### SUPPLIED INFORMATION
__________

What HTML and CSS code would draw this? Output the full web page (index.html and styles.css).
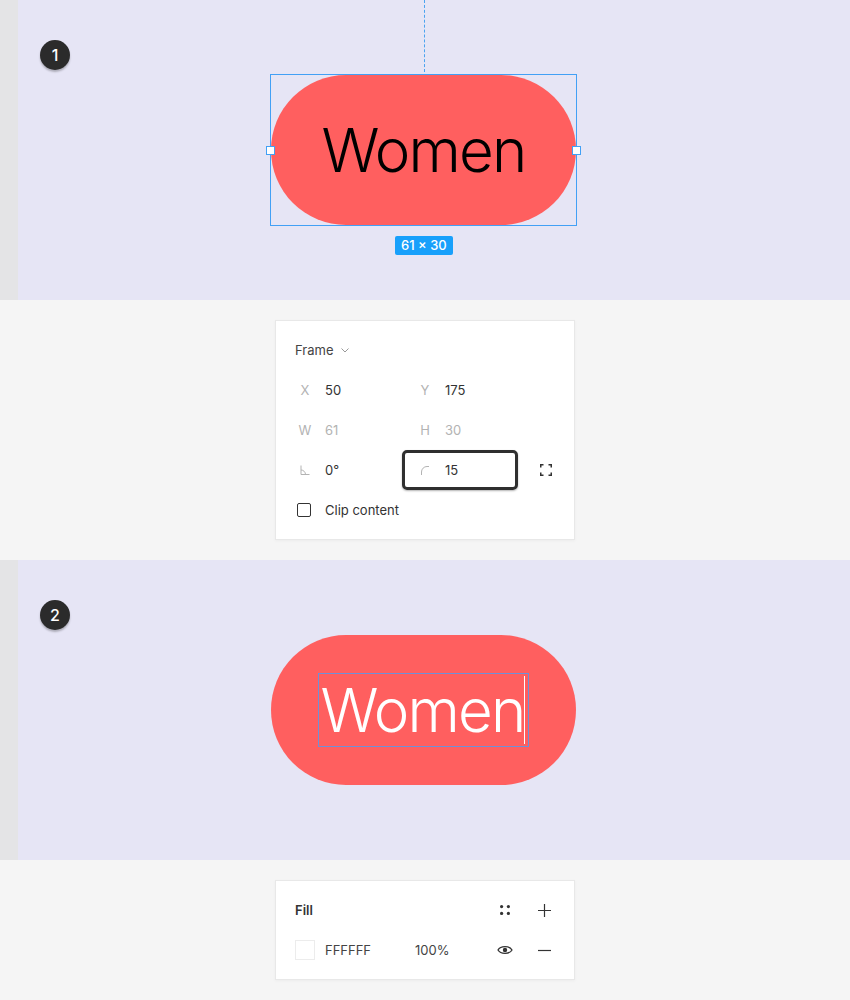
FILE: index.html
```html
<!DOCTYPE html>
<html>
<head>
<meta charset="utf-8">
<link rel="stylesheet" href="styles.css">
</head>
<body>
<section class="canvas">
  <div class="gutter"></div>
  <div class="area">
    <div class="badge">1</div>
    <div class="guide"></div>
    <div class="selection">
      <div class="pill"><span class="label dark">Women</span></div>
      <span class="handle handle-l"></span>
      <span class="handle handle-r"></span>
      <span class="size">61 × 30</span>
    </div>
  </div>
</section>

<section class="tray">
  <div class="panel">
    <div class="row head">
      <span class="title">Frame</span>
      <svg class="chev" width="8" height="5" viewBox="0 0 8 5"><path d="M0.5 0.5 L4 4 L7.5 0.5" fill="none" stroke="#999" stroke-width="1"/></svg>
    </div>
    <div class="row">
      <div class="field"><span class="lbl">X</span><span class="val">50</span></div>
      <div class="field"><span class="lbl">Y</span><span class="val">175</span></div>
    </div>
    <div class="row">
      <div class="field"><span class="lbl">W</span><span class="val muted">61</span></div>
      <div class="field"><span class="lbl">H</span><span class="val muted">30</span></div>
    </div>
    <div class="row">
      <div class="field">
        <span class="lbl"><svg width="10" height="10" viewBox="0 0 10 10"><path d="M1 0.5 V9.5 H9.5" fill="none" stroke="#b3b3b3" stroke-width="1"/><path d="M1 5 A4.5 4.5 0 0 1 5.5 9.5" fill="none" stroke="#b3b3b3" stroke-width="1"/></svg></span>
        <span class="val">0°</span>
      </div>
      <div class="field radius">
        <span class="lbl"><svg width="9" height="9" viewBox="0 0 9 9"><path d="M0.5 9 V6 A5.5 5.5 0 0 1 6 0.5 H8" fill="none" stroke="#b3b3b3" stroke-width="1"/></svg></span>
        <span class="val">15</span>
      </div>
      <svg class="expand" width="12" height="12" viewBox="0 0 12 12"><path d="M0.75 3.5 V0.75 H3.5 M8.5 0.75 H11.25 V3.5 M11.25 8.5 V11.25 H8.5 M3.5 11.25 H0.75 V8.5" fill="none" stroke="#333" stroke-width="1.5"/></svg>
    </div>
    <div class="row">
      <span class="check"></span>
      <span class="val">Clip content</span>
    </div>
  </div>
</section>

<section class="canvas">
  <div class="gutter"></div>
  <div class="area">
    <div class="badge">2</div>
    <div class="selection plain">
      <div class="pill"><span class="label light">Women<span class="caret"></span></span></div>
    </div>
  </div>
</section>

<section class="tray">
  <div class="panel">
    <div class="row">
      <span class="title bold">Fill</span>
      <span class="spacer"></span>
      <span class="cell"><svg width="10" height="10" viewBox="0 0 10 10"><circle cx="1.6" cy="1.6" r="1.6" fill="#333"/><circle cx="8.4" cy="1.6" r="1.6" fill="#333"/><circle cx="1.6" cy="8.4" r="1.6" fill="#333"/><circle cx="8.4" cy="8.4" r="1.6" fill="#333"/></svg></span>
      <span class="cell"><svg width="13" height="13" viewBox="0 0 13 13"><path d="M6.5 0 V13 M0 6.5 H13" stroke="#333" stroke-width="1.2"/></svg></span>
    </div>
    <div class="row">
      <span class="swatch"></span>
      <span class="val hex">FFFFFF</span>
      <span class="val pct">100%</span>
      <span class="spacer"></span>
      <span class="cell"><svg width="16" height="12" viewBox="0 0 16 12"><path d="M1 6 C3.5 1.5 12.5 1.5 15 6 C12.5 10.5 3.5 10.5 1 6 Z" fill="none" stroke="#333" stroke-width="1.3"/><circle cx="8" cy="6" r="2.2" fill="#333"/></svg></span>
      <span class="cell"><svg width="13" height="13" viewBox="0 0 13 13"><path d="M0 6.5 H13" stroke="#333" stroke-width="1.2"/></svg></span>
    </div>
  </div>
</section>
</body>
</html>
```

FILE: styles.css
```css
* { box-sizing: border-box; }
html, body { margin: 0; padding: 0; }
body {
  width: 850px;
  background: #f5f5f5;
  font-family: Inter, "Noto Sans", sans-serif;
  color: #333;
}

.canvas {
  display: flex;
  height: 300px;
}
.gutter {
  width: 18px;
  background: #e4e4e6;
}
.area {
  flex: 1;
  position: relative;
  background: #e6e5f5;
  padding-top: 74px;
  padding-left: 252px;
}

.badge {
  position: absolute;
  left: 22px;
  top: 40px;
  width: 30px;
  height: 30px;
  border-radius: 50%;
  background: #2b2b2b;
  color: #fff;
  font-size: 16px;
  font-weight: 500;
  display: flex;
  align-items: center;
  justify-content: center;
  box-shadow: 0 2px 2px rgba(0,0,0,0.25);
}

.guide {
  position: absolute;
  left: 406px;
  top: 0;
  height: 72px;
  border-left: 1px dashed #4aa3f0;
}

.selection {
  position: relative;
  width: 307px;
  height: 152px;
  border: 1px solid #42a0f5;
}
.selection.plain { border-color: transparent; }

.pill {
  width: 305px;
  height: 150px;
  border-radius: 75px;
  background: #ff5f5f;
  display: flex;
  align-items: center;
  justify-content: center;
}
.label {
  position: relative;
  font-size: 60px;
  font-weight: 300;
  line-height: 72px;
  letter-spacing: -1.8px;
}
.label.dark { color: #000; }
.label.light {
  color: #fff;
  outline: 1.5px solid #6f90d8;
  outline-offset: 0;
  padding: 0 4px 0 2px;
}
.caret {
  position: absolute;
  right: 3px;
  top: 2px;
  bottom: 2px;
  width: 1px;
  background: #fff;
}

.handle {
  position: absolute;
  top: 71px;
  width: 9px;
  height: 9px;
  background: #fff;
  border: 1px solid #42a0f5;
}
.handle-l { left: -5px; }
.handle-r { right: -5px; }

.size {
  position: absolute;
  top: 161px;
  left: 124px;
  height: 19px;
  padding: 0 6px;
  border-radius: 2px;
  background: #18a0fb;
  color: #fff;
  font-size: 13px;
  font-weight: 500;
  line-height: 19px;
  white-space: nowrap;
}

.tray {
  display: flex;
  justify-content: center;
  padding: 20px 0;
}
.panel {
  width: 300px;
  background: #fff;
  border: 1px solid #e8e8e8;
  box-shadow: 0 1px 3px rgba(0,0,0,0.04);
  padding: 9px 19px;
}
.row {
  height: 40px;
  display: flex;
  align-items: center;
  font-size: 13px;
}
.title { color: #444; }
.title.bold { font-weight: 600; color: #333; }
.chev { margin-left: 8px; }

.field {
  width: 120px;
  height: 40px;
  display: flex;
  align-items: center;
}
.lbl {
  width: 20px;
  text-align: center;
  color: #b3b3b3;
  margin-right: 10px;
  display: flex;
  justify-content: center;
  align-items: center;
}
.val { color: #333; }
.val.muted { color: #b3b3b3; }

.field.radius {
  width: 116px;
  margin-left: -13px;
  padding-left: 10px;
  border: 3px solid #2f2f2f;
  border-radius: 5px;
  box-shadow: 0 1px 2px rgba(0,0,0,0.3);
}
.expand { margin-left: 22px; }

.check {
  width: 14px;
  height: 14px;
  margin-left: 2px;
  margin-right: 14px;
  border: 1.5px solid #333;
  border-radius: 2px;
}

.spacer { flex: 1; }
.cell {
  width: 20px;
  height: 20px;
  margin-left: 19px;
  display: flex;
  align-items: center;
  justify-content: center;
}
.cell:last-child { margin-right: 1px; }

.swatch {
  width: 20px;
  height: 20px;
  border: 1px solid #ececec;
  background: #fff;
  margin-right: 10px;
}
.hex { width: 90px; color: #444; }
.pct { color: #444; }
```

__________

Reproduce the material word for word. Any pictures should be left out of the copy.

### FULL RESPONSE
What HTML and CSS code would draw this? Output the full web page (index.html and styles.css).
FILE: index.html
```html
<!DOCTYPE html>
<html>
<head>
<meta charset="utf-8">
<link rel="stylesheet" href="styles.css">
</head>
<body>
<section class="canvas">
  <div class="gutter"></div>
  <div class="area">
    <div class="badge">1</div>
    <div class="guide"></div>
    <div class="selection">
      <div class="pill"><span class="label dark">Women</span></div>
      <span class="handle handle-l"></span>
      <span class="handle handle-r"></span>
      <span class="size">61 × 30</span>
    </div>
  </div>
</section>

<section class="tray">
  <div class="panel">
    <div class="row head">
      <span class="title">Frame</span>
      <svg class="chev" width="8" height="5" viewBox="0 0 8 5"><path d="M0.5 0.5 L4 4 L7.5 0.5" fill="none" stroke="#999" stroke-width="1"/></svg>
    </div>
    <div class="row">
      <div class="field"><span class="lbl">X</span><span class="val">50</span></div>
      <div class="field"><span class="lbl">Y</span><span class="val">175</span></div>
    </div>
    <div class="row">
      <div class="field"><span class="lbl">W</span><span class="val muted">61</span></div>
      <div class="field"><span class="lbl">H</span><span class="val muted">30</span></div>
    </div>
    <div class="row">
      <div class="field">
        <span class="lbl"><svg width="10" height="10" viewBox="0 0 10 10"><path d="M1 0.5 V9.5 H9.5" fill="none" stroke="#b3b3b3" stroke-width="1"/><path d="M1 5 A4.5 4.5 0 0 1 5.5 9.5" fill="none" stroke="#b3b3b3" stroke-width="1"/></svg></span>
        <span class="val">0°</span>
      </div>
      <div class="field radius">
        <span class="lbl"><svg width="9" height="9" viewBox="0 0 9 9"><path d="M0.5 9 V6 A5.5 5.5 0 0 1 6 0.5 H8" fill="none" stroke="#b3b3b3" stroke-width="1"/></svg></span>
        <span class="val">15</span>
      </div>
      <svg class="expand" width="12" height="12" viewBox="0 0 12 12"><path d="M0.75 3.5 V0.75 H3.5 M8.5 0.75 H11.25 V3.5 M11.25 8.5 V11.25 H8.5 M3.5 11.25 H0.75 V8.5" fill="none" stroke="#333" stroke-width="1.5"/></svg>
    </div>
    <div class="row">
      <span class="check"></span>
      <span class="val">Clip content</span>
    </div>
  </div>
</section>

<section class="canvas">
  <div class="gutter"></div>
  <div class="area">
    <div class="badge">2</div>
    <div class="selection plain">
      <div class="pill"><span class="label light">Women<span class="caret"></span></span></div>
    </div>
  </div>
</section>

<section class="tray">
  <div class="panel">
    <div class="row">
      <span class="title bold">Fill</span>
      <span class="spacer"></span>
      <span class="cell"><svg width="10" height="10" viewBox="0 0 10 10"><circle cx="1.6" cy="1.6" r="1.6" fill="#333"/><circle cx="8.4" cy="1.6" r="1.6" fill="#333"/><circle cx="1.6" cy="8.4" r="1.6" fill="#333"/><circle cx="8.4" cy="8.4" r="1.6" fill="#333"/></svg></span>
      <span class="cell"><svg width="13" height="13" viewBox="0 0 13 13"><path d="M6.5 0 V13 M0 6.5 H13" stroke="#333" stroke-width="1.2"/></svg></span>
    </div>
    <div class="row">
      <span class="swatch"></span>
      <span class="val hex">FFFFFF</span>
      <span class="val pct">100%</span>
      <span class="spacer"></span>
      <span class="cell"><svg width="16" height="12" viewBox="0 0 16 12"><path d="M1 6 C3.5 1.5 12.5 1.5 15 6 C12.5 10.5 3.5 10.5 1 6 Z" fill="none" stroke="#333" stroke-width="1.3"/><circle cx="8" cy="6" r="2.2" fill="#333"/></svg></span>
      <span class="cell"><svg width="13" height="13" viewBox="0 0 13 13"><path d="M0 6.5 H13" stroke="#333" stroke-width="1.2"/></svg></span>
    </div>
  </div>
</section>
</body>
</html>
```

FILE: styles.css
```css
* { box-sizing: border-box; }
html, body { margin: 0; padding: 0; }
body {
  width: 850px;
  background: #f5f5f5;
  font-family: Inter, "Noto Sans", sans-serif;
  color: #333;
}

.canvas {
  display: flex;
  height: 300px;
}
.gutter {
  width: 18px;
  background: #e4e4e6;
}
.area {
  flex: 1;
  position: relative;
  background: #e6e5f5;
  padding-top: 74px;
  padding-left: 252px;
}

.badge {
  position: absolute;
  left: 22px;
  top: 40px;
  width: 30px;
  height: 30px;
  border-radius: 50%;
  background: #2b2b2b;
  color: #fff;
  font-size: 16px;
  font-weight: 500;
  display: flex;
  align-items: center;
  justify-content: center;
  box-shadow: 0 2px 2px rgba(0,0,0,0.25);
}

.guide {
  position: absolute;
  left: 406px;
  top: 0;
  height: 72px;
  border-left: 1px dashed #4aa3f0;
}

.selection {
  position: relative;
  width: 307px;
  height: 152px;
  border: 1px solid #42a0f5;
}
.selection.plain { border-color: transparent; }

.pill {
  width: 305px;
  height: 150px;
  border-radius: 75px;
  background: #ff5f5f;
  display: flex;
  align-items: center;
  justify-content: center;
}
.label {
  position: relative;
  font-size: 60px;
  font-weight: 300;
  line-height: 72px;
  letter-spacing: -1.8px;
}
.label.dark { color: #000; }
.label.light {
  color: #fff;
  outline: 1.5px solid #6f90d8;
  outline-offset: 0;
  padding: 0 4px 0 2px;
}
.caret {
  position: absolute;
  right: 3px;
  top: 2px;
  bottom: 2px;
  width: 1px;
  background: #fff;
}

.handle {
  position: absolute;
  top: 71px;
  width: 9px;
  height: 9px;
  background: #fff;
  border: 1px solid #42a0f5;
}
.handle-l { left: -5px; }
.handle-r { right: -5px; }

.size {
  position: absolute;
  top: 161px;
  left: 124px;
  height: 19px;
  padding: 0 6px;
  border-radius: 2px;
  background: #18a0fb;
  color: #fff;
  font-size: 13px;
  font-weight: 500;
  line-height: 19px;
  white-space: nowrap;
}

.tray {
  display: flex;
  justify-content: center;
  padding: 20px 0;
}
.panel {
  width: 300px;
  background: #fff;
  border: 1px solid #e8e8e8;
  box-shadow: 0 1px 3px rgba(0,0,0,0.04);
  padding: 9px 19px;
}
.row {
  height: 40px;
  display: flex;
  align-items: center;
  font-size: 13px;
}
.title { color: #444; }
.title.bold { font-weight: 600; color: #333; }
.chev { margin-left: 8px; }

.field {
  width: 120px;
  height: 40px;
  display: flex;
  align-items: center;
}
.lbl {
  width: 20px;
  text-align: center;
  color: #b3b3b3;
  margin-right: 10px;
  display: flex;
  justify-content: center;
  align-items: center;
}
.val { color: #333; }
.val.muted { color: #b3b3b3; }

.field.radius {
  width: 116px;
  margin-left: -13px;
  padding-left: 10px;
  border: 3px solid #2f2f2f;
  border-radius: 5px;
  box-shadow: 0 1px 2px rgba(0,0,0,0.3);
}
.expand { margin-left: 22px; }

.check {
  width: 14px;
  height: 14px;
  margin-left: 2px;
  margin-right: 14px;
  border: 1.5px solid #333;
  border-radius: 2px;
}

.spacer { flex: 1; }
.cell {
  width: 20px;
  height: 20px;
  margin-left: 19px;
  display: flex;
  align-items: center;
  justify-content: center;
}
.cell:last-child { margin-right: 1px; }

.swatch {
  width: 20px;
  height: 20px;
  border: 1px solid #ececec;
  background: #fff;
  margin-right: 10px;
}
.hex { width: 90px; color: #444; }
.pct { color: #444; }
```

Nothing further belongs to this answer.